Q3. How is dust concentration calculated using monitor signals?
The basic formula is: Concentration (mg/m³) = Calibration factor (kₐ) × Instrument signal (e.g., mV, Hz, counts). The calibration factor represents the instrument’s response slope derived from a known dust load. Operators often then apply correction formulas—for pressure, temperature, moisture and oxygen—to normalize the reading and ensure validity under changing stack conditions.

Q4. How is the emission rate calculated from concentration data?
Once you have a normalized dust concentration (mg/m³), you multiply it by the flue gas volumetric flow (m³/h) to get emission rate (kg/h): E = C × Q. It is critical that units align (e.g., convert mg to kg, use correct time interval). The emission rate gives the actual mass of dust leaving the stack per unit of time, which is what regulators and plant managers typically care about.

Q5. What routine cleaning and maintenance practices support accurate dust monitoring?
Cleaning and maintenance are crucial for trustworthy data from dust monitor. Key practices include:

• Daily/weekly: probe purge or blow-back, filter changes, optical window cleaning, sampling line inspection.
• Monthly/quarterly: full probe removal and inspection, calibration check, self-check electronics, lamp intensity verification.
• Documentation of every maintenance event.
  These tasks minimize signal drift, filter clogging, deposition build-up and sampling bias.

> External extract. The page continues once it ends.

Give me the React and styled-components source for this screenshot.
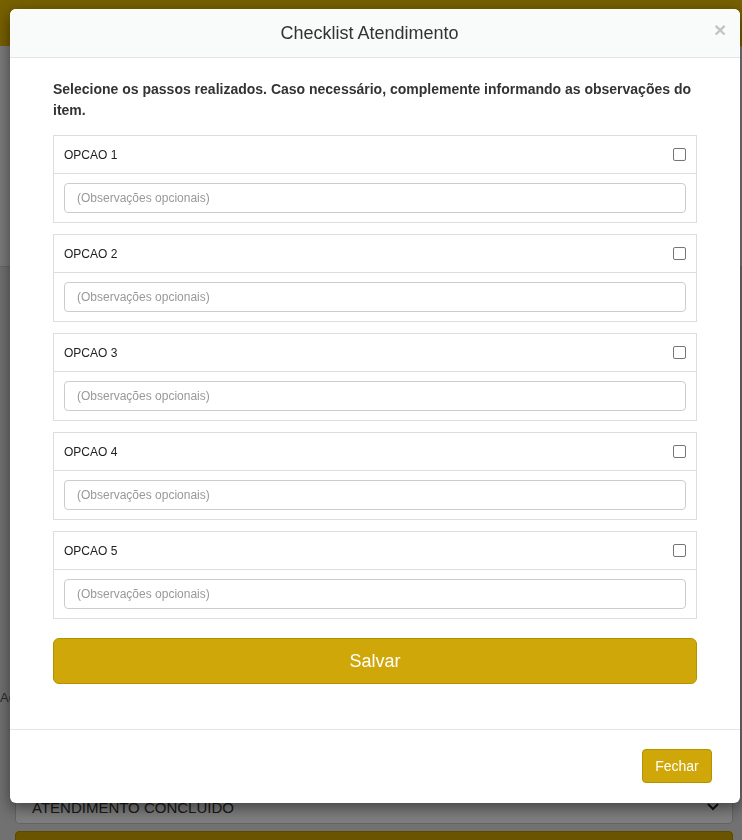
import styled, { createGlobalStyle } from "styled-components";

const GlobalStyle = createGlobalStyle`
  html, body {
    margin: 0;
    padding: 0;
    height: 840px;
    overflow: hidden;
    font-family: "Liberation Sans", Arial, sans-serif;
    color: #333;
  }
  * { box-sizing: border-box; }
`;

/* page behind the modal */
const Page = styled.div`
  height: 840px;
  display: flex;
  flex-direction: column;
  background: #f6f6f6;
`;

const TopBar = styled.div`
  height: 46px;
  background: #eec000;
  flex-shrink: 0;
`;

const UpperPanel = styled.div`
  height: 221px;
  border-bottom: 1px solid #d0d0d0;
  flex-shrink: 0;
`;

const LowerPanel = styled.div`
  flex: 1;
  background: #e2e2e2;
  padding: 423px 9px 0 0;
  display: flex;
  flex-direction: column;
`;

const Label = styled.div`
  font-size: 13px;
  line-height: 16px;
  color: #555;
  margin-bottom: 84px;
`;

const FakeSelect = styled.div`
  margin-left: 15px;
  height: 34px;
  border: 1px solid #c8c8c8;
  border-radius: 4px;
  background: #fff;
  display: flex;
  align-items: center;
  justify-content: space-between;
  padding: 0 12px 0 16px;
  font-size: 15px;
  text-transform: uppercase;
  color: #333;
`;

const GoldBar = styled.div`
  margin: 7px 0 0 15px;
  height: 40px;
  background: #d4a800;
  border-radius: 4px;
  border: 1px solid #b89200;
`;

/* modal */
const Backdrop = styled.div`
  position: fixed;
  inset: 0;
  background: rgba(0, 0, 0, 0.5);
`;

const Dialog = styled.div`
  position: fixed;
  left: 10px;
  top: 9px;
  width: 730px;
  background: #fff;
  border-radius: 6px;
  box-shadow: 0 5px 15px rgba(0, 0, 0, 0.5);
  overflow: hidden;
`;

const Header = styled.div`
  height: 49px;
  background: #f9fafa;
  border-bottom: 1px solid #e5e5e5;
  display: flex;
  align-items: center;
  padding: 0 15px;
`;

const Title = styled.h4`
  flex: 1;
  margin: 0;
  text-align: center;
  font-size: 18px;
  font-weight: normal;
  color: #333;
`;

const Close = styled.button`
  border: 0;
  background: none;
  padding: 0;
  width: 11px;
  font-family: "Liberation Sans", Arial, sans-serif;
  font-size: 21px;
  font-weight: bold;
  line-height: 1;
  color: #c4c4c4;
  margin-top: -7px;
  cursor: pointer;
`;

const Body = styled.div`
  padding: 21px 43px 45px;
`;

const Intro = styled.p`
  margin: 0 0 14px;
  font-size: 14px;
  font-weight: bold;
  line-height: 21px;
  color: #333;
`;

const Card = styled.div`
  border: 1px solid #ddd;
  margin-bottom: 11px;
`;

const CardHead = styled.div`
  height: 38px;
  border-bottom: 1px solid #ddd;
  display: flex;
  align-items: center;
  justify-content: space-between;
  padding: 0 10px;
  font-size: 12px;
  color: #222;
`;

const Check = styled.span`
  width: 13px;
  height: 13px;
  border: 1px solid #767676;
  border-radius: 2px;
  background: #fff;
`;

const CardBody = styled.div`
  padding: 9px 10px;
`;

const Input = styled.input`
  display: block;
  width: 100%;
  height: 30px;
  border: 1px solid #ccc;
  border-radius: 4px;
  padding: 0 12px;
  font-family: "Liberation Sans", Arial, sans-serif;
  font-size: 12px;
  color: #555;
  outline: none;
  &::placeholder { color: #999; }
`;

const SaveButton = styled.button`
  display: block;
  width: 100%;
  height: 46px;
  margin-top: 19px;
  border: 1px solid #b39200;
  border-radius: 6px;
  background: #cfa708;
  color: #fff;
  font-family: "Liberation Sans", Arial, sans-serif;
  font-size: 18px;
  cursor: pointer;
`;

const Footer = styled.div`
  border-top: 1px solid #e5e5e5;
  display: flex;
  justify-content: flex-end;
  padding: 19px 28px 20px;
`;

const CloseButton = styled.button`
  width: 70px;
  height: 34px;
  border: 1px solid #b39200;
  border-radius: 4px;
  background: #cfa708;
  color: #fff;
  font-family: "Liberation Sans", Arial, sans-serif;
  font-size: 14px;
  cursor: pointer;
`;

const Chevron = () => (
  <svg width="14" height="10" viewBox="0 0 14 10">
    <path d="M2 2l5 5 5-5" fill="none" stroke="#222" strokeWidth="2" />
  </svg>
);

const options = ["OPCAO 1", "OPCAO 2", "OPCAO 3", "OPCAO 4", "OPCAO 5"];

export default function App() {
  return (
    <>
      <GlobalStyle />
      <Page>
        <TopBar />
        <UpperPanel />
        <LowerPanel>
          <Label>Ação</Label>
          <FakeSelect>
            Atendimento concluido
            <Chevron />
          </FakeSelect>
          <GoldBar />
        </LowerPanel>
      </Page>
      <Backdrop />
      <Dialog>
        <Header>
          <Title>Checklist Atendimento</Title>
          <Close>×</Close>
        </Header>
        <Body>
          <Intro>
            Selecione os passos realizados. Caso necessário, complemente informando as observações do
            item.
          </Intro>
          {options.map((o) => (
            <Card key={o}>
              <CardHead>
                {o}
                <Check />
              </CardHead>
              <CardBody>
                <Input placeholder="(Observações opcionais)" />
              </CardBody>
            </Card>
          ))}
          <SaveButton>Salvar</SaveButton>
        </Body>
        <Footer>
          <CloseButton>Fechar</CloseButton>
        </Footer>
      </Dialog>
    </>
  );
}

Q6. What common issues should operators watch for and how do they troubleshoot them?
Common issues of dust monitors include:

• Upward signal drift → often due to dust accumulation on optics or probe surfaces.
• Zero shift → could be electronics, optics misalignment or contamination.
• Poor representativeness → may reflect bad probe placement or uneven flow.
• High flow loss → likely sampling line blockages or filter clogging.
  When these patterns appear, the monitor’s data may lose traceability or accuracy.